● YOUR GOAL: Your task is to output the listing word for word, with pictures excluded.

● PROVIDED MATERIAL:
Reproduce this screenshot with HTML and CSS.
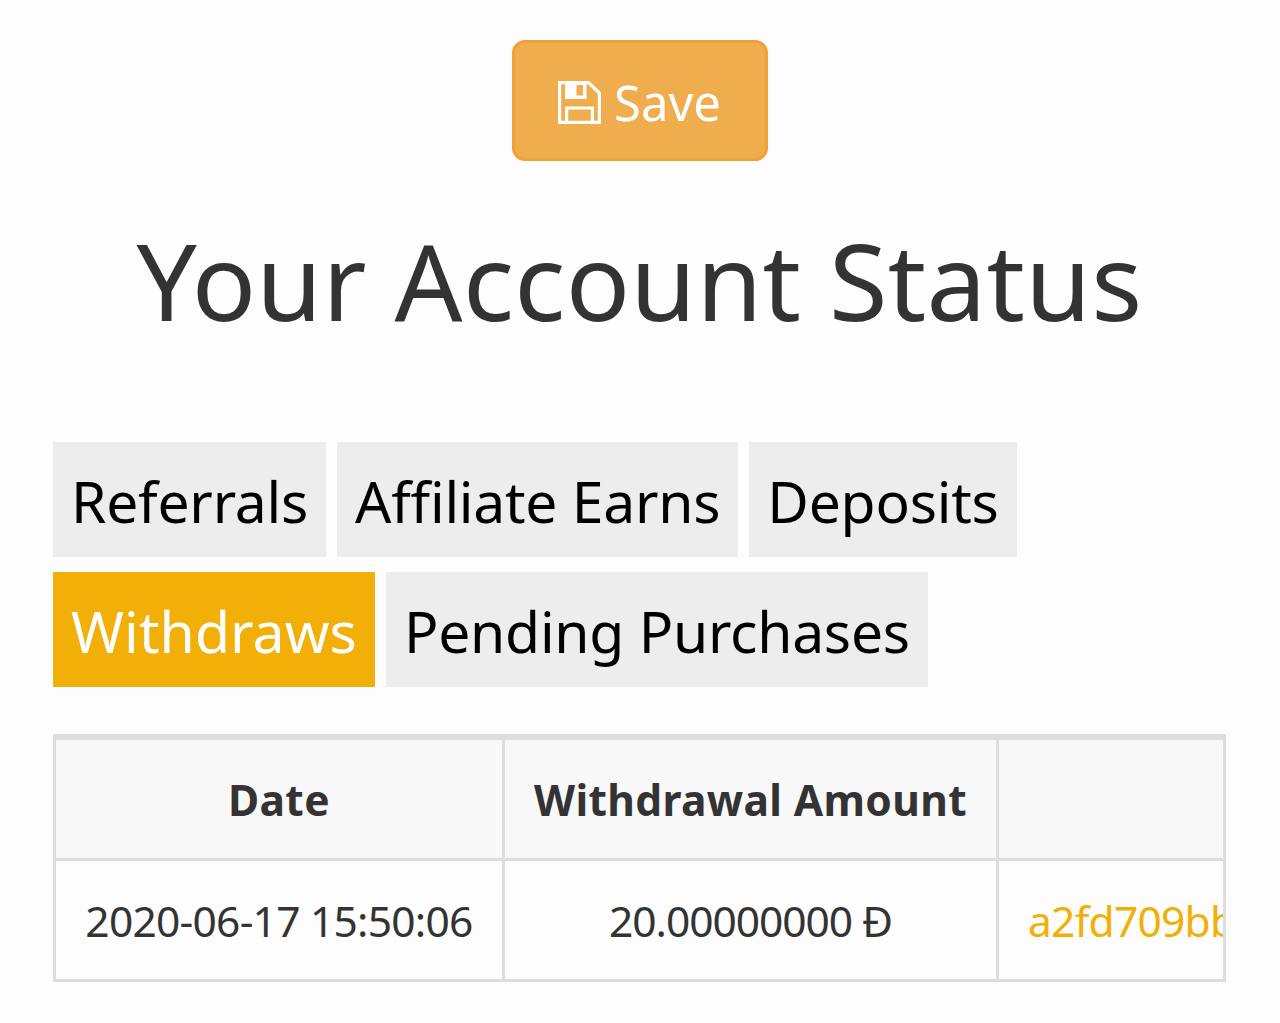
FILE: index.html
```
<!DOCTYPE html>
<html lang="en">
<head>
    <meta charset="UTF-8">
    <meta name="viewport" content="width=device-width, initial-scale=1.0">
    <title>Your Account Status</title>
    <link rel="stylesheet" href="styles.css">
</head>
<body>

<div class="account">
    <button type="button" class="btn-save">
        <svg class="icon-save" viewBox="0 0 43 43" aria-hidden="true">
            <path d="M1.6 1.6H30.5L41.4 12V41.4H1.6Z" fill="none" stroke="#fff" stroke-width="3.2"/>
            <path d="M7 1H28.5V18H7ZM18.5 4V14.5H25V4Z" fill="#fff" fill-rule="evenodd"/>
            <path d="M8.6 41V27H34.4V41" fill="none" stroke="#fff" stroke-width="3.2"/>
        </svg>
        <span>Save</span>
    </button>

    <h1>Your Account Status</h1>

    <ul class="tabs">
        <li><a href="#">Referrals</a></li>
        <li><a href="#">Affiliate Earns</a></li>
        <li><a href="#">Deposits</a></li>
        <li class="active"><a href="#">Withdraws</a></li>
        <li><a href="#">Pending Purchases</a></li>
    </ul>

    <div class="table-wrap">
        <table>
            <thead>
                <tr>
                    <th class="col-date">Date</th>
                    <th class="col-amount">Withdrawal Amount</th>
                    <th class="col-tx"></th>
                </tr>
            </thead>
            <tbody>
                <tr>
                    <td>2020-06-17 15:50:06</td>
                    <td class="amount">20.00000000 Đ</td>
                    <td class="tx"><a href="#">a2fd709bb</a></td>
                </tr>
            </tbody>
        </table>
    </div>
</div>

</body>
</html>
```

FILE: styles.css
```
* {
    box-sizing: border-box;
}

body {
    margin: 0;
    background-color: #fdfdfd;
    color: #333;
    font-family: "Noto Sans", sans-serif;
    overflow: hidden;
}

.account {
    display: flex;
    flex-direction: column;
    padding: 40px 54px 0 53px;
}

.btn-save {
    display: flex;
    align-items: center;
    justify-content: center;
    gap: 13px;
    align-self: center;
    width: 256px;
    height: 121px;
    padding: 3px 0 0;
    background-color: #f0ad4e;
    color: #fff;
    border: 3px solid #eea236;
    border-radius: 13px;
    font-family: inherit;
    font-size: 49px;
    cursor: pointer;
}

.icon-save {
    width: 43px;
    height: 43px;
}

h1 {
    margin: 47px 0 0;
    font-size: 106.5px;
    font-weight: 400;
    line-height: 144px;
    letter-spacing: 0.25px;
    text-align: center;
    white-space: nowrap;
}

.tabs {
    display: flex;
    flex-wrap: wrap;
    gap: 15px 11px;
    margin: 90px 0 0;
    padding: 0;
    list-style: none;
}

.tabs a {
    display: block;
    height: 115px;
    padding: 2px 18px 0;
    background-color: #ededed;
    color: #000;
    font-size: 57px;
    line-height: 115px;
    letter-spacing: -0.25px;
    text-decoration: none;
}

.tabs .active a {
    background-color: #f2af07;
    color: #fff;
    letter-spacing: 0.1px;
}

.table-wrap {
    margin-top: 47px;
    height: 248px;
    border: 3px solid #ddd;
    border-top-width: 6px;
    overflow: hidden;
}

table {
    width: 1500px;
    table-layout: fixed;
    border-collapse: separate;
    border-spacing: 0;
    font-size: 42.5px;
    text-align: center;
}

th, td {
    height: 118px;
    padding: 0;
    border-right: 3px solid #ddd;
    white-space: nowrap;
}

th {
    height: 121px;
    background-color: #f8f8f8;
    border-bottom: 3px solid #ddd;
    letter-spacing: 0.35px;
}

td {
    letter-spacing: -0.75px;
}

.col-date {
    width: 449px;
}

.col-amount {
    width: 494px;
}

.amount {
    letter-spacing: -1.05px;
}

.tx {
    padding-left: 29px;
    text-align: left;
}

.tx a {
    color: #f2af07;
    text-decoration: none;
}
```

● WRITTEN ANSWER:
Reproduce this screenshot with HTML and CSS.
FILE: index.html
```
<!DOCTYPE html>
<html lang="en">
<head>
    <meta charset="UTF-8">
    <meta name="viewport" content="width=device-width, initial-scale=1.0">
    <title>Your Account Status</title>
    <link rel="stylesheet" href="styles.css">
</head>
<body>

<div class="account">
    <button type="button" class="btn-save">
        <svg class="icon-save" viewBox="0 0 43 43" aria-hidden="true">
            <path d="M1.6 1.6H30.5L41.4 12V41.4H1.6Z" fill="none" stroke="#fff" stroke-width="3.2"/>
            <path d="M7 1H28.5V18H7ZM18.5 4V14.5H25V4Z" fill="#fff" fill-rule="evenodd"/>
            <path d="M8.6 41V27H34.4V41" fill="none" stroke="#fff" stroke-width="3.2"/>
        </svg>
        <span>Save</span>
    </button>

    <h1>Your Account Status</h1>

    <ul class="tabs">
        <li><a href="#">Referrals</a></li>
        <li><a href="#">Affiliate Earns</a></li>
        <li><a href="#">Deposits</a></li>
        <li class="active"><a href="#">Withdraws</a></li>
        <li><a href="#">Pending Purchases</a></li>
    </ul>

    <div class="table-wrap">
        <table>
            <thead>
                <tr>
                    <th class="col-date">Date</th>
                    <th class="col-amount">Withdrawal Amount</th>
                    <th class="col-tx"></th>
                </tr>
            </thead>
            <tbody>
                <tr>
                    <td>2020-06-17 15:50:06</td>
                    <td class="amount">20.00000000 Đ</td>
                    <td class="tx"><a href="#">a2fd709bb</a></td>
                </tr>
            </tbody>
        </table>
    </div>
</div>

</body>
</html>
```

FILE: styles.css
```
* {
    box-sizing: border-box;
}

body {
    margin: 0;
    background-color: #fdfdfd;
    color: #333;
    font-family: "Noto Sans", sans-serif;
    overflow: hidden;
}

.account {
    display: flex;
    flex-direction: column;
    padding: 40px 54px 0 53px;
}

.btn-save {
    display: flex;
    align-items: center;
    justify-content: center;
    gap: 13px;
    align-self: center;
    width: 256px;
    height: 121px;
    padding: 3px 0 0;
    background-color: #f0ad4e;
    color: #fff;
    border: 3px solid #eea236;
    border-radius: 13px;
    font-family: inherit;
    font-size: 49px;
    cursor: pointer;
}

.icon-save {
    width: 43px;
    height: 43px;
}

h1 {
    margin: 47px 0 0;
    font-size: 106.5px;
    font-weight: 400;
    line-height: 144px;
    letter-spacing: 0.25px;
    text-align: center;
    white-space: nowrap;
}

.tabs {
    display: flex;
    flex-wrap: wrap;
    gap: 15px 11px;
    margin: 90px 0 0;
    padding: 0;
    list-style: none;
}

.tabs a {
    display: block;
    height: 115px;
    padding: 2px 18px 0;
    background-color: #ededed;
    color: #000;
    font-size: 57px;
    line-height: 115px;
    letter-spacing: -0.25px;
    text-decoration: none;
}

.tabs .active a {
    background-color: #f2af07;
    color: #fff;
    letter-spacing: 0.1px;
}

.table-wrap {
    margin-top: 47px;
    height: 248px;
    border: 3px solid #ddd;
    border-top-width: 6px;
    overflow: hidden;
}

table {
    width: 1500px;
    table-layout: fixed;
    border-collapse: separate;
    border-spacing: 0;
    font-size: 42.5px;
    text-align: center;
}

th, td {
    height: 118px;
    padding: 0;
    border-right: 3px solid #ddd;
    white-space: nowrap;
}

th {
    height: 121px;
    background-color: #f8f8f8;
    border-bottom: 3px solid #ddd;
    letter-spacing: 0.35px;
}

td {
    letter-spacing: -0.75px;
}

.col-date {
    width: 449px;
}

.col-amount {
    width: 494px;
}

.amount {
    letter-spacing: -1.05px;
}

.tx {
    padding-left: 29px;
    text-align: left;
}

.tx a {
    color: #f2af07;
    text-decoration: none;
}
```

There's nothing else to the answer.